> **Request**
Below is a listing; write it out exactly and drop any images from it.

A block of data
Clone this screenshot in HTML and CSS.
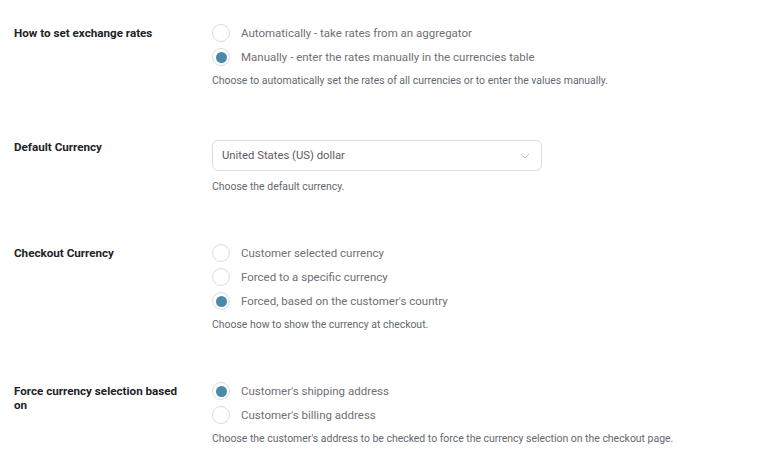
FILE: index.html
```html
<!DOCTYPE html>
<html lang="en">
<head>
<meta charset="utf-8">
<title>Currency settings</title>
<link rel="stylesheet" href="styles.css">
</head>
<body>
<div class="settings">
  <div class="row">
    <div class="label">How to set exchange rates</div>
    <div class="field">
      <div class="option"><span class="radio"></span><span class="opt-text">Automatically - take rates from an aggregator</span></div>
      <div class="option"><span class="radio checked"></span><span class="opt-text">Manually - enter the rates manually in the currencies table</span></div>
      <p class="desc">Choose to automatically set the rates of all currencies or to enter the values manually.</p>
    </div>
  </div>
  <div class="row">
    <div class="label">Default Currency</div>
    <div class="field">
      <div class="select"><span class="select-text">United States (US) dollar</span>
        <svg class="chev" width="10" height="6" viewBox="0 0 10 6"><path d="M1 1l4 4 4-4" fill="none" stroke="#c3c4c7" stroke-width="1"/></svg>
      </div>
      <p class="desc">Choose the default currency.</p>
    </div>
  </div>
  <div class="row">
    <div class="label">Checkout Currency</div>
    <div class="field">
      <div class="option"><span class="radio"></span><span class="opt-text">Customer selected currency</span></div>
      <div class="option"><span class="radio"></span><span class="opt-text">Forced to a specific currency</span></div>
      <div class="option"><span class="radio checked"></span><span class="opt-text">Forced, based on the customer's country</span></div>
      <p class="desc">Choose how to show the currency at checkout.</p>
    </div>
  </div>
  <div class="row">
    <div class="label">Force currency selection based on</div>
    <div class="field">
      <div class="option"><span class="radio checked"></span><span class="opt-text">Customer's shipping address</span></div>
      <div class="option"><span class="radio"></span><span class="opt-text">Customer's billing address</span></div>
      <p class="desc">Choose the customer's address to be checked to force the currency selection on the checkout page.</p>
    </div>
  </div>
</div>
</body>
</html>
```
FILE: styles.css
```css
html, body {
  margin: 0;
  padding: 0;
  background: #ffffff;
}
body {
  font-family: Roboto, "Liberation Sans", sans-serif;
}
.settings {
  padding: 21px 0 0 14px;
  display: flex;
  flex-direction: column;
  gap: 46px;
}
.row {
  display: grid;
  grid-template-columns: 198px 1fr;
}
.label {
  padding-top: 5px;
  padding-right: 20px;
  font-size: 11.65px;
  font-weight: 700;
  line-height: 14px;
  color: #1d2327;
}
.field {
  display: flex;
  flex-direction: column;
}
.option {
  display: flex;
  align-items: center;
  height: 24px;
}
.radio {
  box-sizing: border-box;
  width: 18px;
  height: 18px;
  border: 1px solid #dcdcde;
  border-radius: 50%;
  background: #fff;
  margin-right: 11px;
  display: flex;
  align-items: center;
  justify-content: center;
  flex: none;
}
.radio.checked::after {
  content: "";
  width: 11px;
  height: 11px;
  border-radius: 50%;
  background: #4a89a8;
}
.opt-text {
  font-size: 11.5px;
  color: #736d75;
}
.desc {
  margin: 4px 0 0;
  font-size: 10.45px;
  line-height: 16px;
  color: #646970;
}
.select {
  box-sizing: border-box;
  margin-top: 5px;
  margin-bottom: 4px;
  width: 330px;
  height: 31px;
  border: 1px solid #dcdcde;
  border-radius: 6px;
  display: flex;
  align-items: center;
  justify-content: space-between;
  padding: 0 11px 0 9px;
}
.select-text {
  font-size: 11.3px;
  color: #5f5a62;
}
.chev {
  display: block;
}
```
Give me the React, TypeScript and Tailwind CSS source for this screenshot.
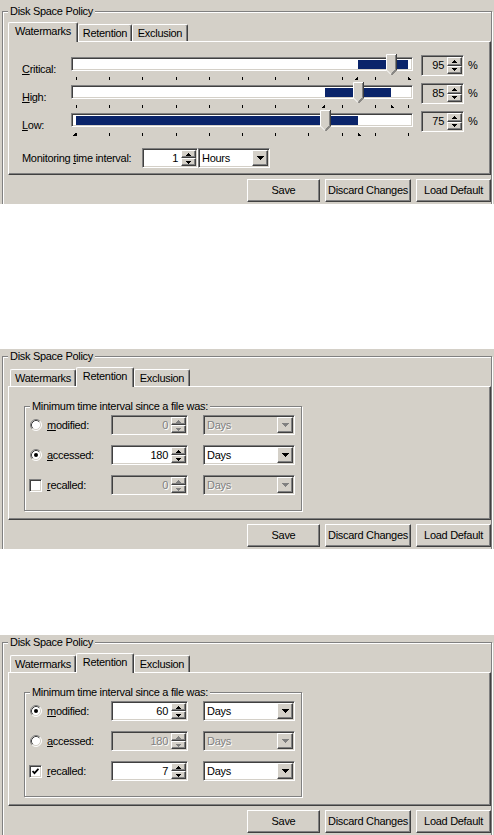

> **Written response**
Clone this screenshot in HTML and CSS.
FILE: index.html
```html
<!DOCTYPE html>
<html lang="en">
<head>
<meta charset="utf-8">
<title>Currency settings</title>
<link rel="stylesheet" href="styles.css">
</head>
<body>
<div class="settings">
  <div class="row">
    <div class="label">How to set exchange rates</div>
    <div class="field">
      <div class="option"><span class="radio"></span><span class="opt-text">Automatically - take rates from an aggregator</span></div>
      <div class="option"><span class="radio checked"></span><span class="opt-text">Manually - enter the rates manually in the currencies table</span></div>
      <p class="desc">Choose to automatically set the rates of all currencies or to enter the values manually.</p>
    </div>
  </div>
  <div class="row">
    <div class="label">Default Currency</div>
    <div class="field">
      <div class="select"><span class="select-text">United States (US) dollar</span>
        <svg class="chev" width="10" height="6" viewBox="0 0 10 6"><path d="M1 1l4 4 4-4" fill="none" stroke="#c3c4c7" stroke-width="1"/></svg>
      </div>
      <p class="desc">Choose the default currency.</p>
    </div>
  </div>
  <div class="row">
    <div class="label">Checkout Currency</div>
    <div class="field">
      <div class="option"><span class="radio"></span><span class="opt-text">Customer selected currency</span></div>
      <div class="option"><span class="radio"></span><span class="opt-text">Forced to a specific currency</span></div>
      <div class="option"><span class="radio checked"></span><span class="opt-text">Forced, based on the customer's country</span></div>
      <p class="desc">Choose how to show the currency at checkout.</p>
    </div>
  </div>
  <div class="row">
    <div class="label">Force currency selection based on</div>
    <div class="field">
      <div class="option"><span class="radio checked"></span><span class="opt-text">Customer's shipping address</span></div>
      <div class="option"><span class="radio"></span><span class="opt-text">Customer's billing address</span></div>
      <p class="desc">Choose the customer's address to be checked to force the currency selection on the checkout page.</p>
    </div>
  </div>
</div>
</body>
</html>
```
FILE: styles.css
```css
html, body {
  margin: 0;
  padding: 0;
  background: #ffffff;
}
body {
  font-family: Roboto, "Liberation Sans", sans-serif;
}
.settings {
  padding: 21px 0 0 14px;
  display: flex;
  flex-direction: column;
  gap: 46px;
}
.row {
  display: grid;
  grid-template-columns: 198px 1fr;
}
.label {
  padding-top: 5px;
  padding-right: 20px;
  font-size: 11.65px;
  font-weight: 700;
  line-height: 14px;
  color: #1d2327;
}
.field {
  display: flex;
  flex-direction: column;
}
.option {
  display: flex;
  align-items: center;
  height: 24px;
}
.radio {
  box-sizing: border-box;
  width: 18px;
  height: 18px;
  border: 1px solid #dcdcde;
  border-radius: 50%;
  background: #fff;
  margin-right: 11px;
  display: flex;
  align-items: center;
  justify-content: center;
  flex: none;
}
.radio.checked::after {
  content: "";
  width: 11px;
  height: 11px;
  border-radius: 50%;
  background: #4a89a8;
}
.opt-text {
  font-size: 11.5px;
  color: #736d75;
}
.desc {
  margin: 4px 0 0;
  font-size: 10.45px;
  line-height: 16px;
  color: #646970;
}
.select {
  box-sizing: border-box;
  margin-top: 5px;
  margin-bottom: 4px;
  width: 330px;
  height: 31px;
  border: 1px solid #dcdcde;
  border-radius: 6px;
  display: flex;
  align-items: center;
  justify-content: space-between;
  padding: 0 11px 0 9px;
}
.select-text {
  font-size: 11.3px;
  color: #5f5a62;
}
.chev {
  display: block;
}
```
Give me the React, TypeScript and Tailwind CSS source for this screenshot.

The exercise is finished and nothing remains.